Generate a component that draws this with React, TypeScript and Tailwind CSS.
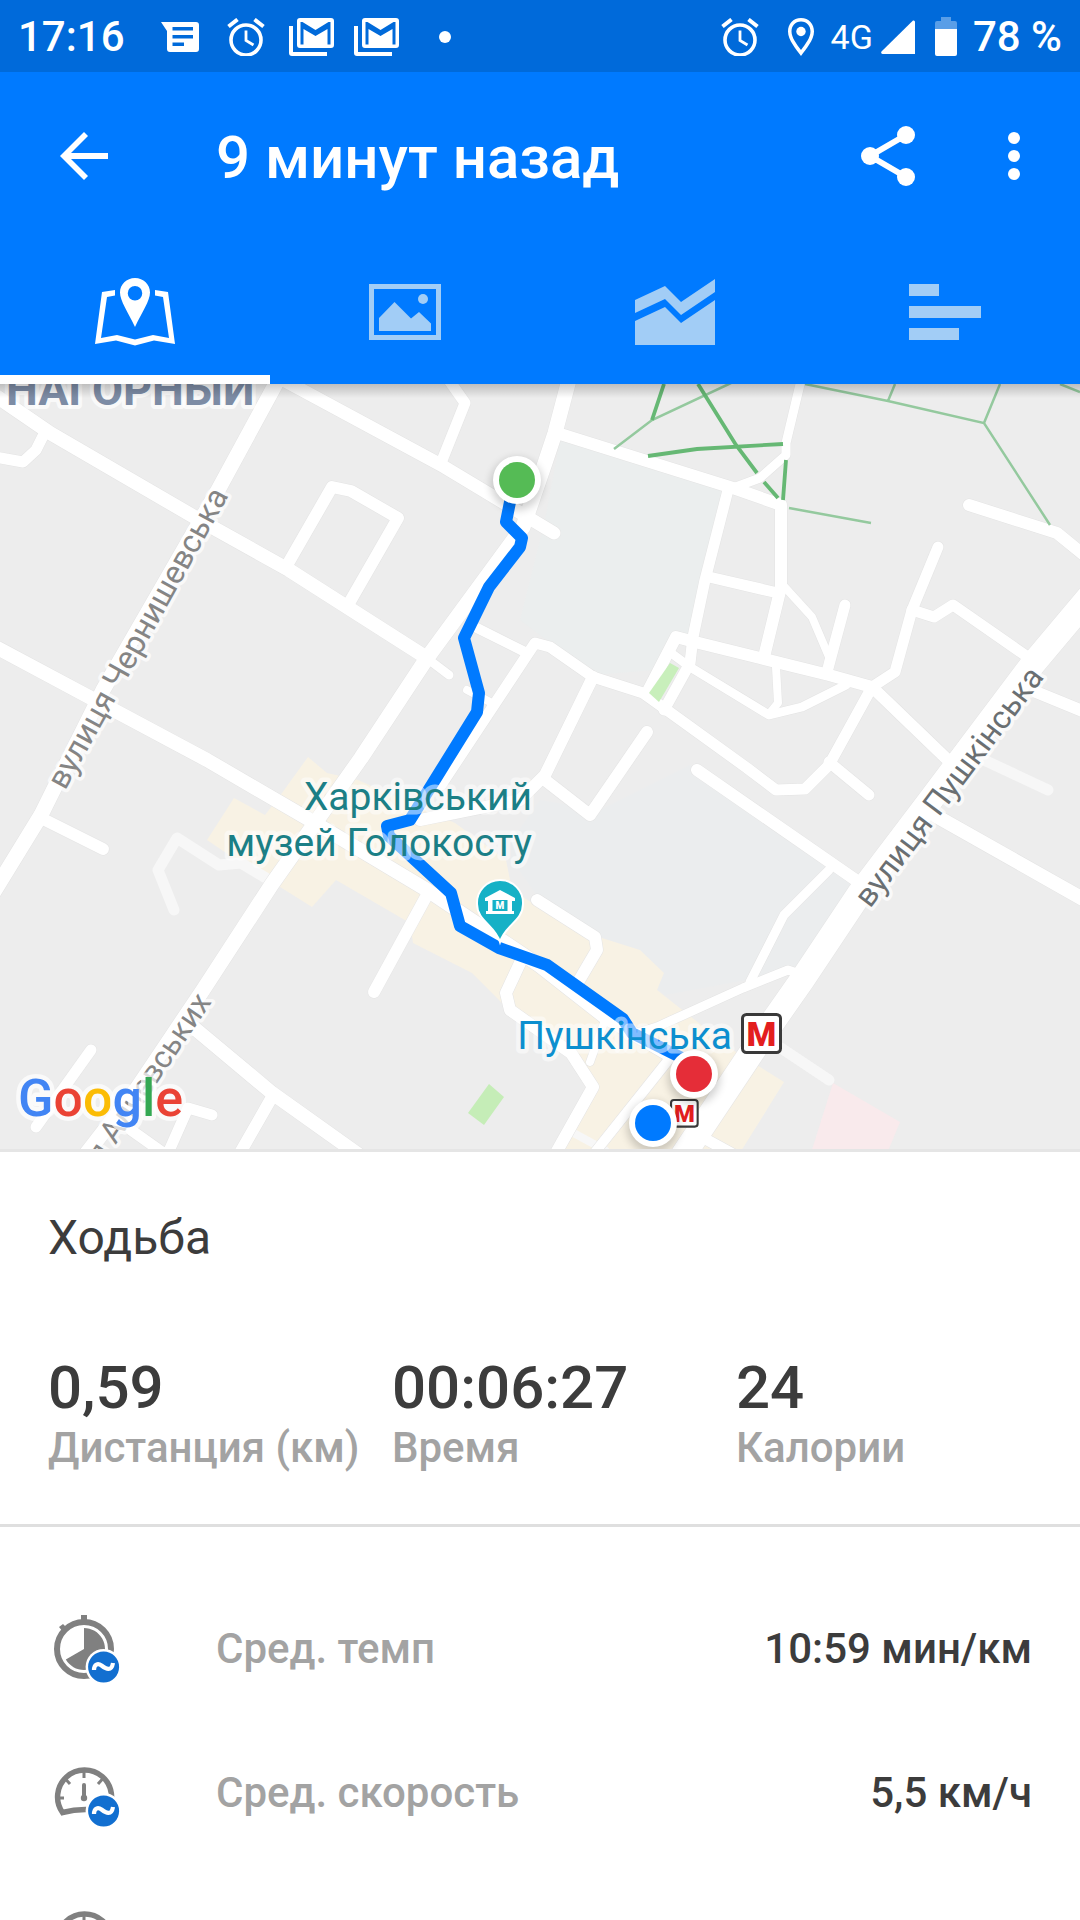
import type { ReactNode } from 'react'

type Road = { d: string; w: number }

const roads: Road[] = [
  { d: 'M-10 392L50 433L203 522L289 570L427 658', w: 14 },
  { d: 'M420 653L449 675', w: 9 },
  { d: 'M45 432L36 450L23 462L-5 457', w: 11 },
  { d: 'M280 376L217 492L103 690L41 815L-8 895', w: 15 },
  { d: 'M276 376L441 465L554 533', w: 13 },
  { d: 'M446 376L465 403L441 463', w: 11 },
  { d: 'M286 567L332 487L351 491L398 518L348 605', w: 12 },
  { d: 'M-10 644L91 698L207 760L310 820L427 890L540 966L605 1017L670 1055', w: 14 },
  { d: 'M570 376L555 433L545 463L523 527L427 658L361 758L272 884L203 990L138 1087L80 1162', w: 15 },
  { d: 'M477 628L527 653', w: 10 },
  { d: 'M467 690L492 703', w: 8 },
  { d: 'M441 785L535 643L550 647L593 677L643 693L664 708L747 768L776 790L805 789L829 765L872 687', w: 11 },
  { d: 'M593 677L545 775L520 800L420 820', w: 12 },
  { d: 'M545 780L590 815L647 732', w: 12 },
  { d: 'M829 762L869 795', w: 11 },
  { d: 'M872 687L951 763', w: 12 },
  { d: 'M872 687L895 672L912 610L938 547', w: 11 },
  { d: 'M912 610L934 617L953 605L1032 660', w: 11 },
  { d: 'M1090 596L1032 665L929 802L860 893L802 980L760 1040L680 1160', w: 25 },
  { d: 'M1036 692L1090 714', w: 12 },
  { d: 'M936 816L1090 903', w: 14 },
  { d: 'M697 770L860 883', w: 12 },
  { d: 'M829 870L784 915L750 982', w: 9 },
  { d: 'M806 976L788 970L743 988L657 1027L628 1036', w: 9 },
  { d: 'M537 900L595 937L597 950L577 984', w: 12 },
  { d: 'M557 433L733 488L781 505L781 587L764 657', w: 12 },
  { d: 'M733 488L760 478L786 455L786 443L802 376', w: 9 },
  { d: 'M728 490L705 580L693 637L690 663L664 710', w: 11 },
  { d: 'M709 577L778 593', w: 11 },
  { d: 'M647 693L676 637L695 642L760 658L829 675L872 687', w: 12 },
  { d: 'M671 653L690 667L769 715L802 707L846 685', w: 9 },
  { d: 'M776 667L778 703L769 714', w: 8 },
  { d: 'M781 583L812 617L829 657L828 672', w: 8 },
  { d: 'M845 605L827 672', w: 11 },
  { d: 'M969 505L1057 533L1090 560', w: 12 },
  { d: 'M41 818L103 849', w: 12 },
  { d: 'M427 895L374 992', w: 12 },
  { d: 'M520 963L506 993L510 1010L571 1053L593 1087L552 1160', w: 12 },
  { d: 'M605 1020L590 1062', w: 8 },
  { d: 'M193 1027L272 1093L366 1160', w: 14 },
  { d: 'M272 1097L236 1160', w: 12 },
  { d: 'M91 1050L36 1127', w: 11 },
  { d: 'M131 1130L176 1162M165 1160L188 1108L212 1115', w: 11 },
  { d: 'M670 1058L592 1156', w: 10 },
  { d: 'M700 1136L740 1158', w: 11 },
  { d: 'M508 1156L530 1164', w: 8 },
]

const minorRoads: Road[] = [
  { d: 'M174 910L158 870L177 838L219 865L241 863L266 878', w: 11 },
  { d: 'M984 760L1048 790', w: 11 },
  { d: 'M781 1048L829 1080', w: 11 },
  { d: 'M568 1130L605 1150', w: 8 },
]

const route =
  'M514 490L510 502L506 522L522 538L520 547L489 587L464 638L479 693L477 712L441 770L410 820L387 826L389 836L451 893L460 926L499 948L547 965L623 1019L632 1033L690 1062'

function Icon({ w, h, box, children }: { w: string; h: string; box: string; children: ReactNode }) {
  return (
    <svg className={`${w} ${h} shrink-0`} viewBox={box} fill="currentColor" aria-hidden="true">
      {children}
    </svg>
  )
}

function AlarmIcon() {
  return (
    <Icon w="w-[38px]" h="h-[38px]" box="0 0 38 38">
      <g fill="none" stroke="currentColor">
        <circle cx="19" cy="22" r="15" strokeWidth="3.6" />
        <path d="M19 12.5V22.5L26.5 27" strokeWidth="2.8" />
        <path d="M1.5 8.5L10.5 1.5M36.5 8.5L27.5 1.5" strokeWidth="4" />
      </g>
    </Icon>
  )
}

function GmailIcon() {
  return (
    <Icon w="w-[45px]" h="h-[38px]" box="0 0 45 38">
      <path d="M0 8H4V34H38V38H3Q0 38 0 35Z" />
      <path
        fillRule="evenodd"
        d="M11 0H42Q45 0 45 3V27Q45 30 42 30H11Q8 30 8 27V3Q8 0 11 0ZM11.5 4V26.5H14.5V11L26.5 18L38.5 11V26.5H41.5V4H39.5L26.5 12L13.5 4Z"
      />
    </Icon>
  )
}

function StatusBar() {
  return (
    <div className="flex h-[72px] items-center justify-between bg-[#006ada] px-[18px] pt-0.5 text-[42px] font-medium leading-none text-white">
      <div className="flex items-center">
        <span>17:16</span>
        <div className="ml-9 flex items-center gap-7">
          <Icon w="w-[38px]" h="h-[30px]" box="0 0 38 30">
            <path
              fillRule="evenodd"
              d="M0 0H35Q38 0 38 3V27Q38 30 35 30H9Q6 30 6 27V9ZM11.5 5V8.5H32V5ZM11.5 13V16.5H32V13ZM11.5 20.5V24H23V20.5Z"
            />
          </Icon>
          <AlarmIcon />
        </div>
        <div className="ml-6 flex items-center gap-5">
          <GmailIcon />
          <GmailIcon />
        </div>
        <span className="ml-10 size-3 rounded-full bg-white" />
      </div>
      <div className="flex items-center">
        <AlarmIcon />
        <div className="ml-7 mr-4 flex">
          <Icon w="w-[28px]" h="h-[38px]" box="0 0 28 38">
            <path
              fillRule="evenodd"
              d="M14 0C6 0 1 6 1 13.5C1 22 9 31 14 38C19 31 27 22 27 13.5C27 6 22 0 14 0ZM14 3.5C20 3.5 23.5 8 23.5 13.5C23.5 19.5 18.5 26 14 32C9.5 26 4.5 19.5 4.5 13.5C4.5 8 8 3.5 14 3.5Z"
            />
            <circle cx="14" cy="13.5" r="4.7" />
          </Icon>
        </div>
        <span className="text-[34px] font-normal">4G</span>
        <div className="ml-2 flex">
          <Icon w="w-[34px]" h="h-[34px]" box="0 0 34 34">
            <path d="M32 .5Q34 0 34 2V34H1.5Q-.5 33.5 .5 31.5Z" />
          </Icon>
        </div>
        <div className="ml-5 mr-4 flex">
          <Icon w="w-[22px]" h="h-[40px]" box="0 0 22 40">
            <path opacity=".35" d="M6 0H16V4H20Q22 4 22 6V12H0V6Q0 4 2 4H6Z" />
            <path d="M0 12H22V37Q22 39 20 39H2Q0 39 0 37Z" />
          </Icon>
        </div>
        <span>78 %</span>
      </div>
    </div>
  )
}

function Toolbar() {
  return (
    <div className="flex h-[168px] items-center pl-[60px] pr-[60px]">
      <button type="button" aria-label="Назад">
        <Icon w="w-12" h="h-12" box="0 0 48 48">
          <path d="M24 0L28 4L11 21H48V27H11L28 44L24 48L0 24Z" />
        </Icon>
      </button>
      <h1 className="ml-[108px] flex-1 pt-1 text-[60px] font-medium leading-none">9 минут назад</h1>
      <button type="button" aria-label="Поделиться">
        <Icon w="w-[54px]" h="h-[60px]" box="0 0 54 60">
          <path d="M45 9L9 30L45 51" fill="none" stroke="currentColor" strokeWidth="6" />
          <circle cx="45" cy="9" r="9" />
          <circle cx="9" cy="30" r="9" />
          <circle cx="45" cy="51" r="9" />
        </Icon>
      </button>
      <button type="button" aria-label="Ещё" className="ml-[93px]">
        <Icon w="w-3" h="h-12" box="0 0 12 48">
          <circle cx="6" cy="6" r="6" />
          <circle cx="6" cy="24" r="6" />
          <circle cx="6" cy="42" r="6" />
        </Icon>
      </button>
    </div>
  )
}

function Tabs() {
  return (
    <div role="tablist" className="grid h-36 grid-cols-4 text-[#a2cdf6]">
      <button
        type="button"
        role="tab"
        aria-selected="true"
        aria-label="Карта"
        className="flex items-center justify-center border-b-[9px] border-white pt-2 text-white"
      >
        <Icon w="w-20" h="h-[68px]" box="0 0 80 68">
          <path
            fillRule="evenodd"
            d="M40 0C31.5 0 25 6.5 25 14.5C25 23 33 34 40 49C47 34 55 23 55 14.5C55 6.5 48.5 0 40 0ZM40 8A7.2 7.2 0 1 1 40 22.5A7.2 7.2 0 1 1 40 8Z"
          />
          <path d="M20 12L7 14L0 66L21 62.5L40 67.5L59 62.5L80 66L73 14L60 12V17.5L68 19L74 60L58 57L40 61.5L22 57L6 60L12 19L20 17.5Z" />
        </Icon>
      </button>
      <button type="button" role="tab" aria-selected="false" aria-label="Фото" className="flex items-center justify-center">
        <Icon w="w-[72px]" h="h-14" box="0 0 72 56">
          <path fillRule="evenodd" d="M0 0H72V56H0ZM5 5V51H67V5Z" />
          <path d="M10 47V34L25.500 18L42 34.500L50 28L62 39.500V47Z" />
          <circle cx="54" cy="15" r="5" />
        </Icon>
      </button>
      <button type="button" role="tab" aria-selected="false" aria-label="Графики" className="flex items-center justify-center">
        <Icon w="w-20" h="h-[66px]" box="0 0 80 66">
          <path d="M0 21L30 7L46 23L80 0V13L46 36L30 20L0 34Z" />
          <path d="M0 42L30 28L46 44L80 21V66H0Z" />
        </Icon>
      </button>
      <button type="button" role="tab" aria-selected="false" aria-label="Отрезки" className="flex items-center justify-center">
        <Icon w="w-[72px]" h="h-14" box="0 0 72 56">
          <path d="M0 0H30V12H0ZM0 22H72V34H0ZM0 44H50V56H0Z" />
        </Icon>
      </button>
    </div>
  )
}

function Marker({ x, y, color }: { x: number; y: number; color: string }) {
  return (
    <g>
      <circle cx={x} cy={y + 4} r="26" fill="#000" opacity=".18" filter="url(#soft)" />
      <circle cx={x} cy={y} r="24" fill="#fff" />
      <circle cx={x} cy={y} r="18" fill={color} />
    </g>
  )
}

function MetroSign({ x, y, s }: { x: number; y: number; s: number }) {
  return (
    <g transform={`translate(${x} ${y}) scale(${s})`}>
      <rect x="1.5" y="1.5" width="38" height="38" rx="4" fill="#fff" stroke="#3a3a3a" strokeWidth="3" />
      <text x="20.5" y="33" textAnchor="middle" fontSize="34" fontWeight="900" fill="#e31e1e">
        М
      </text>
    </g>
  )
}

function RouteMap() {
  return (
    <svg
      className="block h-auto w-full shrink-0 bg-[#ededed]"
      viewBox="0 384 1080 768"
      fontFamily="Roboto, sans-serif"
      role="img"
      aria-label="Маршрут на карте"
    >
      <defs>
        <filter id="soft" x="-50%" y="-50%" width="200%" height="200%">
          <feGaussianBlur stdDeviation="4" />
        </filter>
        <linearGradient id="shade" x1="0" y1="0" x2="0" y2="1">
          <stop offset="0" stopColor="#000" stopOpacity=".2" />
          <stop offset="1" stopColor="#000" stopOpacity="0" />
        </linearGradient>
      </defs>

      {/* Zonas */}
      <path d="M560 440L725 490L690 635L655 670L593 675L520 620L545 520Z" fill="#ebeeee" />
      <path d="M690 765L860 885L800 970L665 995L600 938L540 900L505 850L540 800L600 810Z" fill="#ebedee" />
      <path
        d="M308 757L327 773L358 780L455 823L506 860L512 890L540 908L602 938L640 950L664 973L657 990L733 1050L784 1082L738 1156H552L598 1087L575 1057L517 1020L499 1000L472 973L413 943L410 923L336 880L312 907L269 880L241 863L207 840L234 798L265 815L282 793Z"
        fill="#f8f2e4"
      />
      <path d="M833 1083L900 1122L886 1156H810Z" fill="#f9eaec" />
      <path d="M489 1084L504 1097L484 1125L468 1113Z" fill="#c5edb7" />

      <g fill="none" stroke="#f7f7f7" strokeLinecap="round" strokeLinejoin="round">
        {minorRoads.map((r) => (
          <path key={r.d} d={r.d} strokeWidth={r.w} />
        ))}
      </g>
      <g fill="none" stroke="#e4e4e4" strokeLinecap="round" strokeLinejoin="round">
        {roads.map((r) => (
          <path key={r.d} d={r.d} strokeWidth={r.w + 1} />
        ))}
      </g>
      <g fill="none" stroke="#fff" strokeLinecap="round" strokeLinejoin="round">
        {roads.map((r) => (
          <path key={r.d} d={r.d} strokeWidth={r.w} />
        ))}
      </g>
      <path d="M670 663L679 668L659 702L649 693Z" fill="#c8efbb" />

      {/* Senderos del parque */}
      <g fill="none" stroke="#94c99e" strokeWidth="2.5">
        <path d="M614 449L652 420L731 383M805 384L888 401L984 423L1050 525M895 384L888 401M1000 384L984 423M1060 384L1080 392M789 508L871 523" />
      </g>
      <g fill="none" stroke="#66b874" strokeWidth="3.8">
        <path d="M664 384L652 420M698 384L736 445L757 473M764 482L778 498M648 456L697 449L783 444M786 460L783 500" />
      </g>

      <path d={route} fill="none" stroke="#007aff" strokeWidth="12" strokeLinejoin="round" />

      <g stroke="#fff" strokeOpacity=".7" strokeLinejoin="round" paintOrder="stroke">
        <text x="6" y="405" fontSize="45" fontWeight="700" fill="#7d8ca5" strokeWidth="8">
          НАГОРНЫЙ
        </text>
        <g fontSize="32" fill="#858585" strokeWidth="7">
          <text transform="translate(65 791) rotate(-61)">вулиця Чернишевська</text>
          <text transform="translate(212 1002) rotate(-56)" textAnchor="end" fontSize="31">
            вулиця Алчевських
          </text>
          <text transform="translate(870 909) rotate(-53)" fill="#6a6f72">
            вулиця Пушкінська
          </text>
        </g>
        <g fontSize="39" strokeOpacity=".5" strokeWidth="9">
          <text x="532" y="810" textAnchor="end" fill="#1b7f86">
            Харківський
          </text>
          <text x="532" y="856" textAnchor="end" fill="#1b7f86">
            музей Голокосту
          </text>
          <text x="732" y="1049" textAnchor="end" fill="#0d8fcf">
            Пушкінська
          </text>
        </g>
        <text x="18" y="1116" fontSize="52" fontWeight="500" strokeWidth="9">
          <tspan fill="#4285f4">G</tspan>
          <tspan fill="#ea4335">o</tspan>
          <tspan fill="#fbbc05">o</tspan>
          <tspan fill="#4285f4">g</tspan>
          <tspan fill="#34a853">l</tspan>
          <tspan fill="#ea4335">e</tspan>
        </text>
      </g>

      {/* Museo */}
      <path
        d="M500 880A23 23 0 0 0 477 904C477 921 495 925 500 942C505 925 523 921 523 904A23 23 0 0 0 500 880Z"
        fill="#16b1c6"
        stroke="#fff"
        strokeWidth="2"
      />
      <path d="M500 890L515 898V901H485V898ZM488 901H512V911H514V914H486V911H488Z" fill="#fff" />
      <rect x="492.5" y="900" width="15" height="11" fill="#16b1c6" />
      <text x="500" y="909" textAnchor="middle" fontSize="10" fontWeight="900" fill="#fff">
        M
      </text>

      <MetroSign x={741} y={1013} s={1} />
      <MetroSign x={670} y={1099} s={0.7} />
      <Marker x={517} y={480} color="#55bb55" />
      <Marker x={694} y={1074} color="#e52d38" />
      <Marker x={653} y={1123} color="#007aff" />
      <rect x="0" y="384" width="1080" height="14" fill="url(#shade)" />
      <rect x="0" y="1149" width="1080" height="3" fill="#e5e5e5" />
    </svg>
  )
}

const stats = [
  { value: '0,59', label: 'Дистанция (км)' },
  { value: '00:06:27', label: 'Время' },
  { value: '24', label: 'Калории' },
]

function Summary() {
  return (
    <section className="border-b-[3px] border-[#dfdfdf] pb-[52px] pl-12 pt-[58px]">
      <h2 className="text-[48px] leading-[56px]">Ходьба</h2>
      <dl className="mt-[86px] grid grid-cols-3 font-medium">
        {stats.map((s) => (
          <div key={s.label} className="flex flex-col-reverse">
            <dt className="whitespace-nowrap text-[42px] leading-[48px] text-[#a3a3a3]">{s.label}</dt>
            <dd className="text-[60px] leading-[72px]">{s.value}</dd>
          </div>
        ))}
      </dl>
    </section>
  )
}

function AverageBadge() {
  return (
    <g>
      <circle cx="55.6" cy="54" r="18" fill="#fff" />
      <circle cx="55.6" cy="54" r="15.5" fill="#126fd0" />
      <path
        d="M46 57C46 51 50 50 53.5 52.5C58 56 63.5 59 65 50"
        fill="none"
        stroke="#fff"
        strokeWidth="4.2"
      />
    </g>
  )
}

function PaceIcon() {
  return (
    <Icon w="w-[72px]" h="h-[72px]" box="0 0 72 72">
      <circle cx="36" cy="36" r="27" fill="none" stroke="currentColor" strokeWidth="6" />
      <path d="M33 2H39V9H33ZM11 14L15 11L19 15L15 19Z" />
      <path d="M36 36V15A21 21 0 1 1 17.8 46.5Z" />
      <AverageBadge />
    </Icon>
  )
}

function SpeedIcon() {
  return (
    <Icon w="w-[72px]" h="h-[72px]" box="0 0 72 72">
      <path
        d="M14.5 55.5A27 27 0 1 1 59 55Q36 50 14.5 55.5Z"
        fill="none"
        stroke="currentColor"
        strokeWidth="5.5"
      />
      <path
        d="M36 14V21M9 41H16M54 41H62M17.5 22L22 27M54.5 22L50 27"
        stroke="currentColor"
        strokeWidth="3"
      />
      <path d="M36 28V41" stroke="currentColor" strokeWidth="4" strokeLinecap="round" />
      <circle cx="36" cy="41" r="3.2" />
      <AverageBadge />
    </Icon>
  )
}

const details = [
  { icon: <PaceIcon />, label: 'Сред. темп', value: '10:59 мин/км' },
  { icon: <SpeedIcon />, label: 'Сред. скорость', value: '5,5 км/ч' },
  { icon: <SpeedIcon />, label: '', value: '' },
]

export default function App() {
  return (
    <div className="flex h-screen flex-col overflow-hidden bg-white font-[Roboto,sans-serif] text-[#3c3c3c]">
      <header className="shrink-0 bg-[#007aff] text-white">
        <StatusBar />
        <Toolbar />
        <Tabs />
      </header>
      <main className="flex min-h-0 flex-1 flex-col overflow-hidden">
        <RouteMap />
        <Summary />
        <ul className="pt-[50px]">
          {details.map((d, i) => (
            <li key={i} className="flex h-36 items-center px-12 text-[42px] font-medium leading-none text-[#808080]">
              {d.icon}
              <span className="ml-24 flex-1 text-[#a3a3a3]">{d.label}</span>
              <span className="text-[#3c3c3c]">{d.value}</span>
            </li>
          ))}
        </ul>
      </main>
    </div>
  )
}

# DIRECTION
Return only the lines running from the top of the data to the line that holds "string; w: number". Include both of those lines, but skip the pictures.

# FULL ANSWER
Generate a component that draws this with React, TypeScript and Tailwind CSS.
import type { ReactNode } from 'react'

type Road = { d: string; w: number }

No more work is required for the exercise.